Work required >> From the entries below, list each line with "TypeScript".

********

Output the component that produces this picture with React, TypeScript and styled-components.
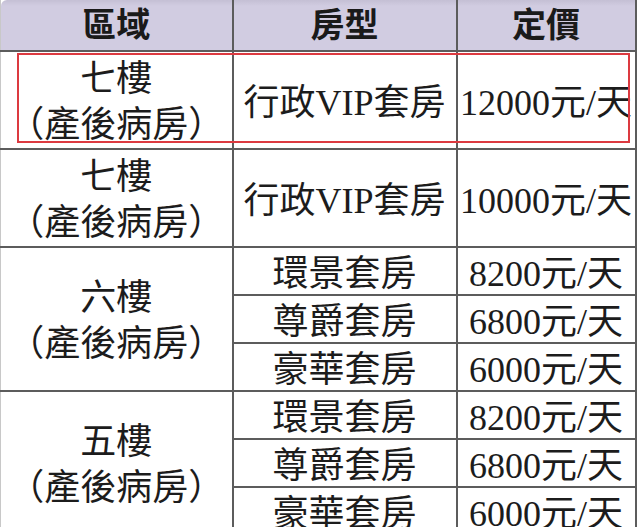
import { FC } from "react";
import styled, { createGlobalStyle } from "styled-components";

const GlobalStyle = createGlobalStyle`
  html, body {
    margin: 0;
    padding: 0;
    background: #ffffff;
  }
  body {
    font-family: "Liberation Serif", "Noto Sans CJK TC", serif;
    color: #1c1c1c;
  }
`;

interface SubRoom {
  type: string;
  price: string;
}

interface FloorGroup {
  floor: string;
  rooms: SubRoom[];
  tall?: boolean;
}

const groups: FloorGroup[] = [
  { floor: "七樓", tall: true, rooms: [{ type: "行政VIP套房", price: "12000元/天" }] },
  { floor: "七樓", tall: true, rooms: [{ type: "行政VIP套房", price: "10000元/天" }] },
  {
    floor: "六樓",
    rooms: [
      { type: "環景套房", price: "8200元/天" },
      { type: "尊爵套房", price: "6800元/天" },
      { type: "豪華套房", price: "6000元/天" },
    ],
  },
  {
    floor: "五樓",
    rooms: [
      { type: "環景套房", price: "8200元/天" },
      { type: "尊爵套房", price: "6800元/天" },
      { type: "豪華套房", price: "6000元/天" },
    ],
  },
];

const App: FC = () => {
  return (
    <>
      <GlobalStyle />
      <Page>
        <Frame>
          <PriceTable>
            <colgroup>
              <col style={{ width: 232 }} />
              <col style={{ width: 224 }} />
              <col style={{ width: 179 }} />
            </colgroup>
            <thead>
              <tr>
                <HeadCell>區域</HeadCell>
                <HeadCell>房型</HeadCell>
                <HeadCell>定價</HeadCell>
              </tr>
            </thead>
            <tbody>
              {groups.map((g, gi) =>
                g.rooms.map((room, ri) => (
                  <Row key={`${gi}-${ri}`} $tall={g.tall}>
                    {ri === 0 && (
                      <FloorCell rowSpan={g.rooms.length}>
                        <div>{g.floor}</div>
                        <div>（產後病房）</div>
                      </FloorCell>
                    )}
                    <Cell>{room.type}</Cell>
                    <Cell>{room.price}</Cell>
                  </Row>
                ))
              )}
            </tbody>
          </PriceTable>
          <Highlight />
        </Frame>
      </Page>
    </>
  );
};

export default App;

const Page = styled.main`
  width: 640px;
  height: 527px;
  overflow: hidden;
  background: #ffffff;
`;

const Frame = styled.div`
  position: relative;
  width: 636px;
`;

const PriceTable = styled.table`
  width: 636px;
  table-layout: fixed;
  border-collapse: collapse;
  border-left: 1px solid #c8c8c8;
`;

const HeadCell = styled.th`
  height: 48px;
  padding: 2px 0 0;
  background: linear-gradient(#c4bfd4 0, #d1cce1 6px, #d1cce1 100%);
  border: 2px solid #5c5c5c;
  border-top: none;
  font-family: "Liberation Serif", "Noto Sans CJK TC", serif;
  font-size: 34px;
  font-weight: 700;
  line-height: 44px;
  color: #1a1a1a;
  text-align: center;

  &:first-child {
    border-left: none;
    border-top-left-radius: 6px;
  }
`;

const Row = styled.tr<{ $tall?: boolean }>`
  height: ${(p) => (p.$tall ? "96px" : "48px")};
`;

const Cell = styled.td`
  padding: 6px 0 0;
  border: 2px solid #5c5c5c;
  font-size: 36px;
  line-height: 40px;
  text-align: center;
  white-space: nowrap;
  overflow: visible;
  color: #1c1c1c;
`;

const FloorCell = styled(Cell)`
  border-left: none;
  line-height: 46px;
  padding-top: 4px;
`;

const Highlight = styled.div`
  position: absolute;
  left: 17px;
  top: 53px;
  width: 609px;
  height: 86px;
  border: 2px solid #dc3a40;
  pointer-events: none;
`;
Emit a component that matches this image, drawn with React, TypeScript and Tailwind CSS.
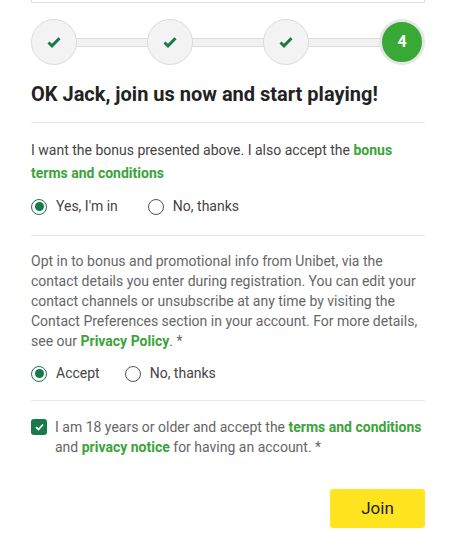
import React from "react";

const Check = () => (
  <svg width="14" height="12" viewBox="0 0 14 12">
    <path d="M1.5 6.5 L5 9.8 L12.5 2.2" fill="none" stroke="#18794a" strokeWidth="3" strokeLinecap="butt" strokeLinejoin="miter" />
  </svg>
);

const Done = () => (
  <div className="w-[46px] h-[46px] rounded-full border border-[#dcdcdc] bg-[#f3f3f3] flex items-center justify-center shrink-0 z-10">
    <Check />
  </div>
);

const Line = () => (
  <div className="flex-1 h-[9px] -mx-[2px] bg-[#f1f1f1] border-y border-[#dcdcdc]" />
);

const Radio = ({ on, label }: { on: boolean; label: string }) => (
  <label className="flex items-center gap-[9px]">
    <span
      className={
        on
          ? "w-[16px] h-[16px] rounded-full border-[1.5px] border-[#18794a] flex items-center justify-center"
          : "w-[16px] h-[16px] rounded-full border-[1.5px] border-[#555] flex items-center justify-center"
      }
    >
      {on && <span className="w-[9px] h-[9px] rounded-full bg-[#18794a]" />}
    </span>
    <span className="text-[14px] text-[#444]">{label}</span>
  </label>
);

export default function App() {
  return (
    <div className="w-[456px] h-[559px] bg-white px-[31px]" style={{ fontFamily: "Roboto, 'Liberation Sans', sans-serif" }}>
      <div className="h-[3px] border-x border-b border-[#dedede]" />
      <div className="flex items-center mt-[16px]">
        <Done />
        <Line />
        <Done />
        <Line />
        <Done />
        <Line />
        <div className="w-[46px] h-[46px] rounded-full border-[3px] border-[#e6e6e6] bg-[#38a935] flex items-center justify-center shrink-0 z-10">
          <span className="text-white font-bold text-[16px]">4</span>
        </div>
      </div>
      <h1 className="mt-[16px] text-[20px] font-bold text-[#222] leading-[26px]">OK Jack, join us now and start playing!</h1>
      <div className="mt-[15px] border-t border-[#e6e6e6]" />
      <p className="mt-[16px] text-[14px] leading-[23px] text-[#444]">
        I want the bonus presented above. I also accept the{" "}
        <span className="font-bold text-[#3aa43a]">bonus terms and conditions</span>
      </p>
      <div className="flex items-center gap-[30px] mt-[11px]">
        <Radio on label="Yes, I'm in" />
        <Radio on={false} label="No, thanks" />
      </div>
      <div className="mt-[18px] border-t border-[#e6e6e6]" />
      <p className="mt-[15px] text-[14px] leading-[20px] text-[#666]">
        Opt in to bonus and promotional info from Unibet, via the contact details you enter during registration. You can edit your contact channels or unsubscribe at any time by visiting the Contact Preferences section in your account. For more details, see our{" "}
        <span className="font-bold text-[#3aa43a]">Privacy Policy</span>. *
      </p>
      <div className="flex items-center gap-[25px] mt-[12px]">
        <Radio on label="Accept" />
        <Radio on={false} label="No, thanks" />
      </div>
      <div className="mt-[16px] border-t border-[#e6e6e6]" />
      <div className="flex gap-[8px] mt-[16px]">
        <span className="w-[16px] h-[16px] mt-[2px] rounded-[3px] bg-[#18794a] flex items-center justify-center shrink-0">
          <svg width="9" height="8" viewBox="0 0 9 8">
            <path d="M1 4.2 L3.5 6.5 L8 1.5" fill="none" stroke="white" strokeWidth="1.8" />
          </svg>
        </span>
        <p className="text-[14px] leading-[20px] text-[#666]">
          I am 18 years or older and accept the{" "}
          <span className="font-bold text-[#3aa43a]">terms and conditions</span> and{" "}
          <span className="font-bold text-[#3aa43a]">privacy notice</span> for having an account. *
        </p>
      </div>
      <div className="flex justify-end mt-[32px]">
        <button className="w-[95px] h-[39px] rounded-[3px] bg-[#ffe41f] text-[17px] text-[#222]">Join</button>
      </div>
    </div>
  );
}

********

Worked answer >>
Output the component that produces this picture with React, TypeScript and styled-components.
Emit a component that matches this image, drawn with React, TypeScript and Tailwind CSS.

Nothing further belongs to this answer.